» Direction: Scan the material that follows. Copy every line containing the word "components".

» Dataset content:
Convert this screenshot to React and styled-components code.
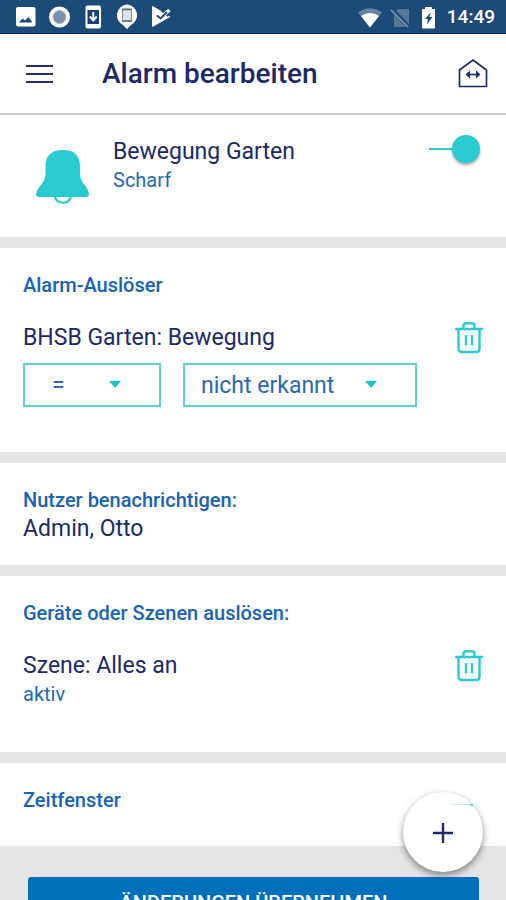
import { useState } from "react"
import styled, { createGlobalStyle } from "styled-components"

const TrashIcon = () => (
	<svg width="28" height="32" viewBox="0 0 28 32" fill="none" stroke="currentColor" strokeWidth="2.4" aria-hidden="true">
		<path d="M1.200 7H26.800" strokeLinecap="round" />
		<path d="M8.500 7V4Q8.500 1.200 11.500 1.200H16.500Q19.500 1.200 19.500 4V7" />
		<path d="M3.500 7V26.500Q3.500 30 7 30H21Q24.500 30 24.500 26.500V7" />
		<path d="M11 13V23.500M17 13V23.500" />
	</svg>
)

const BellIcon = () => (
	<svg width="54" height="56" viewBox="0 0 54 56" aria-hidden="true">
		<path d="M9.500 18C9.500 5 17 1 27 1S44 5 44 18V24C44 35 52 36 53 45Q53 48 50 48H3Q0 48 0 45C2 36 9.500 35 9.500 24Z" fill="#2acbce" />
		<path d="M18.500 47C21 56 33 56 35 47" fill="none" stroke="#2acbce" strokeWidth="2.200" />
	</svg>
)

const HomeIcon = () => (
	<svg width="30" height="30" viewBox="0 0 30 30" fill="none" stroke="currentColor" aria-hidden="true">
		<path d="M1.500 27.500V11L15 1L28.500 11V27.500Z" strokeWidth="1.700" />
		<path d="M10 15.500H20" strokeWidth="1.700" />
		<path d="M7.500 15.500L12 11.500V19.500ZM22.500 15.500L18 11.500V19.500Z" fill="currentColor" stroke="none" />
	</svg>
)

const NotificationIcons = () => (
	<svg width="156" height="25" viewBox="0 0 156 25" aria-hidden="true">
		<rect x="0" y="3" width="19.500" height="19.500" rx="2" fill="#fff" />
		<path d="M3 18.500L6.500 14.500L9 16.500L12.500 13L16.500 18.500Z" fill="#1d4b78" />
		<circle cx="43.500" cy="13" r="10.500" fill="#fff" />
		<circle cx="43.500" cy="13" r="6.500" fill="#7890ac" stroke="#a3b4c7" />
		<rect x="69.500" y="1.500" width="15.500" height="23" rx="2" fill="#fff" />
		<rect x="71.500" y="6" width="11.500" height="14" fill="#173f78" />
		<path d="M77.250 8V15M73.800 12.500L77.250 16.500L80.700 12.500" fill="none" stroke="#fff" strokeWidth="2" />
		<path d="M111 .5A10.800 10.800 0 0 1 115 21L111 25L107 21A10.800 10.800 0 0 1 111 .5Z" fill="#fff" />
		<rect x="106.500" y="5" width="9" height="12.500" rx="1" fill="#dce1e8" stroke="#7f8fa3" />
		<path d="M106 5.500H116M106 17H116" stroke="#52667f" strokeWidth="1.600" />
		<path d="M136.500 2.500L153 12L154 12.500L136.500 22.500Z" fill="#fff" stroke="#fff" strokeLinejoin="round" />
		<path d="M145 7.500L150 2L156 9L152 13Z" fill="#1d4b78" />
		<path d="M144 14L153.500 6" stroke="#fff" strokeWidth="3.500" />
		<path d="M141 11.500L144.500 14.500L151 8" fill="none" stroke="#1d4b78" strokeWidth="1.800" />
	</svg>
)

const SystemIcons = () => (
	<svg width="80" height="24" viewBox="0 0 80 24" aria-hidden="true">
		<path d="M0 7.500Q12 -1 24 7.500L12 22.500Z" fill="#6583a2" />
		<path d="M3 11Q12 5 21 11L12 22.500Z" fill="#fff" />
		<path d="M40 4H51V22H36V9Z" fill="#587898" />
		<path d="M33.500 4L50.500 21.500" stroke="#1d4b78" strokeWidth="4" />
		<path d="M33 5L50 22" stroke="#7d96b0" strokeWidth="1.700" />
		<path d="M67.500 2.500H73.500V4.500H76.500V23H64.500V4.500H67.500Z" fill="#fff" stroke="#fff" strokeLinejoin="round" />
		<path d="M72.500 7.500L67 14H70L69 19.500L74.500 12H71.500Z" fill="#1d4b78" />
	</svg>
)

const App = () => {
	const [armed, setArmed] = useState(true)
	const [operator, setOperator] = useState("=")
	const [state, setState] = useState("nicht erkannt")

	return (
		<Page>
			<GlobalStyle />
			<StatusBar>
				<NotificationIcons />
				<System>
					<SystemIcons />
					<time>14:49</time>
				</System>
			</StatusBar>
			<AppBar>
				<MenuButton aria-label="Menü">
					<span />
					<span />
					<span />
				</MenuButton>
				<h1>Alarm bearbeiten</h1>
				<IconButton aria-label="Zuhause">
					<HomeIcon />
				</IconButton>
			</AppBar>
			<Content>
				<AlarmCard>
					<BellIcon />
					<div>
						<Value as="label" htmlFor="armed">Bewegung Garten</Value>
						<Status>Scharf</Status>
					</div>
					<Switch id="armed" type="checkbox" checked={armed} onChange={() => setArmed(!armed)} />
				</AlarmCard>

				<Card $bottom={45}>
					<Label>Alarm-Auslöser</Label>
					<Item>
						<Value>BHSB Garten: Bewegung</Value>
						<IconButton $teal aria-label="Auslöser löschen">
							<TrashIcon />
						</IconButton>
					</Item>
					<Selects>
						<SelectBox $width={138} $indent={27}>
							<select aria-label="Vergleich" value={operator} onChange={(e) => setOperator(e.target.value)}>
								<option>=</option>
								<option>≠</option>
							</select>
							<Arrow />
						</SelectBox>
						<SelectBox $width={234} $indent={16}>
							<select aria-label="Zustand" value={state} onChange={(e) => setState(e.target.value)}>
								<option>nicht erkannt</option>
								<option>erkannt</option>
							</select>
							<Arrow />
						</SelectBox>
					</Selects>
				</Card>

				<Card $bottom={20}>
					<Label>Nutzer benachrichtigen:</Label>
					<Value>Admin, Otto</Value>
				</Card>

				<Card $bottom={46}>
					<Label>Geräte oder Szenen auslösen:</Label>
					<Item>
						<Value>Szene: Alles an</Value>
						<IconButton $teal aria-label="Szene löschen">
							<TrashIcon />
						</IconButton>
					</Item>
					<Status>aktiv</Status>
				</Card>

				<Card $bottom={34}>
					<Label>Zeitfenster</Label>
				</Card>
			</Content>
			<Footer>
				<SaveButton>ÄNDERUNGEN ÜBERNEHMEN</SaveButton>
			</Footer>
			<AddButton aria-label="Hinzufügen">
				<svg width="80" height="80" viewBox="0 0 80 80" aria-hidden="true">
					<path d="M48 12.500H68" stroke="#c5eff1" />
					<path d="M66 12L70 12.500L69.500 14.500Z" fill="#2acbce" />
					<path d="M30 41H50M40 31V51" stroke="#1c2b6b" strokeWidth="2.400" />
				</svg>
			</AddButton>
		</Page>
	)
}

const Arrow = () => (
	<svg width="12" height="7" viewBox="0 0 12 7" aria-hidden="true">
		<path d="M0 0H12L6 7Z" fill="#16c6c8" />
	</svg>
)

const GlobalStyle = createGlobalStyle`
	* {
		box-sizing: border-box;
	}

	body {
		margin: 0;
		font-family: Roboto, "Liberation Sans", sans-serif;
		color: #1b2a66;
	}

	button, select {
		font-family: inherit;
	}
`

const Page = styled.div`
	position: relative;
	display: flex;
	flex-direction: column;
	height: 100vh;
	overflow: hidden;
	background: #e5e5e7;

	> * {
		flex-shrink: 0;
	}
`

const StatusBar = styled.div`
	display: flex;
	align-items: center;
	justify-content: space-between;
	height: 34px;
	padding: 0 11px 0 16px;
	background: #1d4b78;
	border-bottom: 1px solid #10206a;
`

const System = styled.div`
	display: flex;
	align-items: center;
	gap: 9px;
	color: #fff;
	font-size: 19px;
	font-weight: 500;
`

const AppBar = styled.header`
	display: flex;
	align-items: center;
	height: 81px;
	padding: 0 18px 0 26px;
	background: #fff;
	border-bottom: 2px solid #cbcccd;

	h1 {
		flex: 1;
		margin: 0 0 0 49px;
		font-size: 28px;
		line-height: 32px;
		font-weight: 500;
	}
`

const MenuButton = styled.button`
	display: flex;
	flex-direction: column;
	gap: 6px;
	width: 27px;
	padding: 0;
	background: none;
	border: 0;

	span {
		height: 2px;
		background: #232f70;
	}
`

const IconButton = styled.button`
	display: flex;
	padding: 0;
	background: none;
	border: 0;
	color: ${({ $teal }) => ($teal ? "#2acbce" : "#1c2b6b")};
`

const Content = styled.main`
	display: grid;
	gap: 11px;
`

const Card = styled.section`
	padding: 25px 23px ${({ $bottom }) => $bottom}px;
	background: #fff;
`

const AlarmCard = styled.section`
	display: flex;
	align-items: flex-start;
	gap: 23px;
	padding: 20px 26px 32px 36px;
	background: #fff;

	> svg {
		margin-top: 14px;
	}

	> div {
		flex: 1;
	}
`

const Label = styled.h2`
	margin: 0;
	font-size: 20px;
	line-height: 24px;
	font-weight: 500;
	color: #1763b5;
`

const Value = styled.div`
	display: block;
	padding-top: 1px;
	font-size: 23px;
	line-height: 32px;
`

const Status = styled.div`
	font-size: 20px;
	line-height: 24px;
	color: #1f69b5;
`

const Item = styled.div`
	display: flex;
	align-items: center;
	justify-content: space-between;
	margin-top: 24px;
`

const Switch = styled.input`
	appearance: none;
	display: flex;
	align-items: center;
	width: 51px;
	height: 28px;
	margin: 0;
	background: linear-gradient(#2acbce, #2acbce) center / 100% 2px no-repeat;

	&::before {
		content: "";
		width: 28px;
		height: 28px;
		border-radius: 50%;
		background: #2acbce;
		box-shadow: 0 2px 3px rgba(0, 0, 0, 0.35);
	}

	&:checked::before {
		margin-left: auto;
	}
`

const Selects = styled.div`
	display: flex;
	gap: 22px;
	margin-top: 9px;
`

const SelectBox = styled.div`
	position: relative;
	flex: 0 1 ${({ $width }) => $width}px;

	select {
		appearance: none;
		display: block;
		width: 100%;
		height: 44px;
		padding: 0 60px 0 ${({ $indent }) => $indent}px;
		background: #fff;
		border: 2px solid #62d0d3;
		border-radius: 0;
		font-size: 23px;
		color: #2d68b2;
	}

	svg {
		position: absolute;
		top: 18px;
		right: 40px;
		pointer-events: none;
	}
`

const Footer = styled.footer`
	padding: 31px 27px 31px 28px;
`

const SaveButton = styled.button`
	width: 100%;
	height: 52px;
	background: #0070bd;
	border: 0;
	border-radius: 3px;
	color: #fff;
	font-size: 20px;
	font-weight: 500;
`

const AddButton = styled.button`
	position: absolute;
	right: 23px;
	bottom: 28px;
	width: 80px;
	height: 80px;
	padding: 0;
	background: #fff;
	border: 0;
	border-radius: 50%;
	box-shadow: 0 3px 7px rgba(0, 0, 0, 0.45);
`

export default App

» Correct answer:
Convert this screenshot to React and styled-components code.
import styled, { createGlobalStyle } from "styled-components"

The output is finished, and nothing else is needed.